La desesperación, consecuencia de leer y leer
y darnos cuenta de que no hay concreción por ninguna parte, trae de suyo
-además del insomnio- una angustia lacerante, pujante, casi hasta enfermiza,
pero no por ello menos disfrutable. Hay un placer morboso en esta clase de
lecturas, pero son de las imprescindibles para la vida, al menos, para la de
aquellos que morimos por la lectura.
Por otro lado, pienso en aquellos textos que
han trastocado mi visión de mundo, agrediendo una supuesta complacencia con la
que me iba acostumbrando. Hablo de autores como HOBBES, MAQUIAVELO, NIETZSCHE,
SARTRE –en el ámbito filosófico- y, en el caso literario, UNAMUNO, OSSOTT,
CAMUS, SÁBATO y fundamentalmente DOSTOIEVSKY. No hay nada que me resulte más
doloroso que verme al descubierto por hombres que jamás supieron de mí y, a
pesar de ello, me hablan directamente, diciéndome al oído cuan equivocada he
estado, o me abofetean para que me detenga y me piense. Leerlos ha traído como
consecuencia despechos de semanas enteras; despechos tan reales, tan vívidos,
que incluso he dejado de comer. Tal vez porque mi relación con el libro es, al
decir de BARTHES, fetichista. «[…] El texto es un objeto fetiche -dice- y ese fetiche
me desea. El texto me elige mediante toda una disposición de pantallas
visibles, de seleccionadas sutilezas […] En el texto, de una cierta manera, yo
deseo al autor: tengo necesidad de su figura […] tanto como él tiene necesidad
de la mía […]». Y si yo deseo al texto pero éste me desprecia, me maltrata, me
disminuye, no hay posibilidad de placer sino de goce. Es el eterno masoquismo
del enamorado que no se ve correspondido, sino atacado, ultrajado, humillado en
lo más hondo de su ser.
Sin embargo, el goce que más he padecido
aparece luego de un enorme disfrute. Me ocurre, como supongo le ocurre a muchos
lectores: leer la última página de un libro y no poder aceptar que terminó. Es
como la muerte del amado, ésa que jamás comprenderemos y por la cual nos
enlutamos por el resto de nuestras vidas. Esto me ha pasado en varias
ocasiones, y aún vivo el goce barthesiano, si se me permite.

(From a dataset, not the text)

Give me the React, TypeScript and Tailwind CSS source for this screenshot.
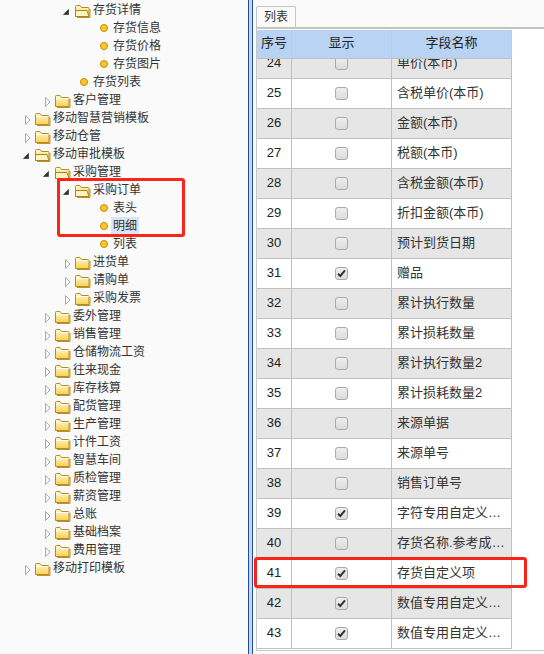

Hablo de Crimen y
Castigo, Memorias del subsuelo, El conde de Montecristo, Árbol de luna, La
insoportable levedad del ser, entre otros. Y es que hay algunos libros que no
deberían terminarse nunca, sino permanecer en sí mismos, vivir un devenir
interno y renovarse sin ninguna modificación.
Menos mal que siempre tendremos la
posibilidad de regresar a ese nido de polillas y recoger los restos.